Day 26 - Inspiration
No one inspires me more than Ivy does - what I would give to have the courage and bravery she shares with us most days but almost equally, I look for inspiration from the other incredible families that we have met in the last 4 years. The beginning of this journey can feel so lonely and isolating but as time passes, it becomes almost normal not only to you, but to those you surround yourself with too and you begin to see just how common these struggles are for other families, not just yours. At this present moment, Ivy has more acquaintances with complex medical problems than she does with a clean bill of health and I am proud to say that some of my closest friends are people going through this too. These parents will do absolutely anything it takes to do what's best for their babies, they all remain so incredibly positive when there isn't always much to be positive about and we are all here to support and inspire one another to sometimes simply keep going. Natalie, Naomi, Grace, Mel, Sandra, Kayleigh, Abigail and so many others - thank you for being truly inspiring women to me as I could not be the mother I am to Ivy without knowing you're all out there nailing your journey's too




Day 27 - Joy
People often say they are sorry for everything that Ivy has endured in her short little life but is there really a need to say so when she finds so much joy in life, despite all that happens to her? Ivy's medical condition is of course a huge part of her life but it in no way defines her and the way the joy outshines the harships a million to one is proof of that. I strive very hard to make sure that the majority of Ivy's life is joyful to make up for the moments that aren't so great and when you have been through such tough times, ironically, it becomes much easier to find the joy in everyday in the weirdest and most wonderful of things. Ivy too, has filled our world with endless amounts of joy and that surely is never ever going to be something to be sorry for.




Day 28 - Love
And that's a wrap. I hope you have all appreciated the raw honesty and transparency this challenge has brought out of me but I also hope you don't mind that we now return to service as normal.

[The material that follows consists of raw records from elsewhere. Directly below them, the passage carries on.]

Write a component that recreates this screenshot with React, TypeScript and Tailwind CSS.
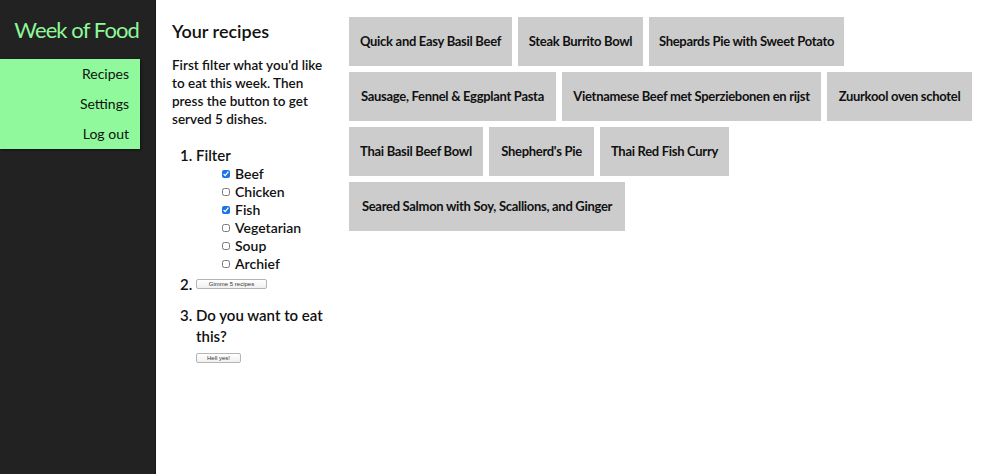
import React from 'react';

const RECIPES = [
  { name: 'Quick and Easy Basil Beef', w: 'w-[163px]' },
  { name: 'Steak Burrito Bowl', w: 'w-[125px]' },
  { name: 'Shepards Pie with Sweet Potato', w: 'w-[195px]' },
  { name: 'Sausage, Fennel & Eggplant Pasta', w: 'w-[207px]' },
  { name: 'Vietnamese Beef met Sperziebonen en rijst', w: 'w-[259px]' },
  { name: 'Zuurkool oven schotel', w: 'w-[145px]' },
  { name: 'Thai Basil Beef Bowl', w: 'w-[134px]' },
  { name: "Shepherd's Pie", w: 'w-[105px]' },
  { name: 'Thai Red Fish Curry', w: 'w-[129px]' },
  { name: 'Seared Salmon with Soy, Scallions, and Ginger', w: 'w-[276px]' },
];

const FILTERS = [
  { label: 'Beef', checked: true },
  { label: 'Chicken', checked: false },
  { label: 'Fish', checked: true },
  { label: 'Vegetarian', checked: false },
  { label: 'Soup', checked: false },
  { label: 'Archief', checked: false },
];

const Sidebar: React.FC = () => (
  <aside className="w-[156px] shrink-0 bg-[#222222] border-r border-[#1a1a1a] min-h-screen">
    <h1 className="pt-[14px] pr-[16px] text-right whitespace-nowrap text-[22px] leading-[32px] text-[#8ef99a] tracking-[-0.9px]">
      Week of Food
    </h1>
    <nav className="mt-[13px] w-[140px] bg-[#8ff99b] shadow-[1px_1px_2px_rgba(0,0,0,0.5)]">
      {['Recipes', 'Settings', 'Log out'].map((item) => (
        <a key={item} className="block pr-[11px] text-right text-[14px] leading-[30px] text-[#111]">
          {item}
        </a>
      ))}
    </nav>
  </aside>
);

const SmallButton: React.FC<{ label: string; w: string }> = ({ label, w }) => (
  <button className={`${w} h-[10px] align-middle rounded-[2px] border border-[#b5b5b5] bg-gradient-to-b from-white to-[#f0f0f0] text-[6px] leading-[8px] font-normal text-[#333] font-['Liberation_Sans',sans-serif]`}>
    {label}
  </button>
);

const App: React.FC = () => {
  return (
    <div className="flex min-h-screen bg-white text-[#111] font-['Lato',sans-serif]">
      <Sidebar />
      <section className="w-[160px] shrink-0 ml-[16px] pt-[19px]">
        <h2 className="text-[18px] leading-[24px] font-semibold">Your recipes</h2>
        <p className="mt-[13px] text-[13.5px] leading-[18px] font-semibold">
          First filter what you'd like to eat this week. Then press the button to get served 5 dishes.
        </p>
        <ol className="mt-[17px] pl-[24px] list-decimal text-[15px] font-semibold">
          <li className="leading-[20px]">
            Filter
            <ul className="pl-[26px]">
              {FILTERS.map((f) => (
                <li key={f.label} className="flex items-center h-[18px] text-[14px]">
                  <input
                    type="checkbox"
                    defaultChecked={f.checked}
                    className="w-[8px] h-[8px] mr-[5px] accent-[#1a73e8]"
                  />
                  {f.label}
                </li>
              ))}
            </ul>
          </li>
          <li className="leading-[20px] mt-[1px]">
            <span className="relative -top-[2px]">
              <SmallButton label="Gimme 5 recipes" w="w-[71px]" />
            </span>
          </li>
          <li className="mt-[11px] leading-[21px]">
            Do you want to eat this?
            <div className="flex mt-[6px]">
              <SmallButton label="Hell yes!" w="w-[45px]" />
            </div>
          </li>
        </ol>
      </section>
      <main className="flex-1 pt-[17px] pl-[17px] pr-[16px]">
        <div className="flex flex-wrap gap-[6px]">
          {RECIPES.map((r) => (
            <div
              key={r.name}
              className={`${r.w} h-[49px] bg-[#cccccc] flex items-center justify-center whitespace-nowrap text-[13px] font-bold tracking-[-0.3px] text-[#111]`}
            >
              {r.name}
            </div>
          ))}
        </div>
      </main>
    </div>
  );
};

export default App;
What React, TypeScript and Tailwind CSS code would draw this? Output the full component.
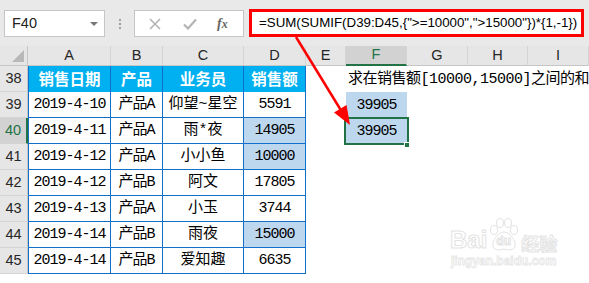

I do not enjoy talking about the stark reality of Ivy's medical conditions anymore than people enjoy hearing about them and that is why I choose to exclusively put out the good bits of our life the majority of the time, just as I'm sure many others do on social media. I do hope though this month has opened up people's minds and hearts not just to our story but to anyone who is facing daily struggles behind these little squares, regardless of how much they have publicised them. Some are similar to ours, some are completely different, some are spoken about and some are not but that doesn't make any of them less important. Of all the emotions that have come to light for you and I this past month, I really really hope that the core one you can see is love - how much Ivy loves life, how much I love my little girl and how the love we all share with each other in this world makes our life the amazing one that it is.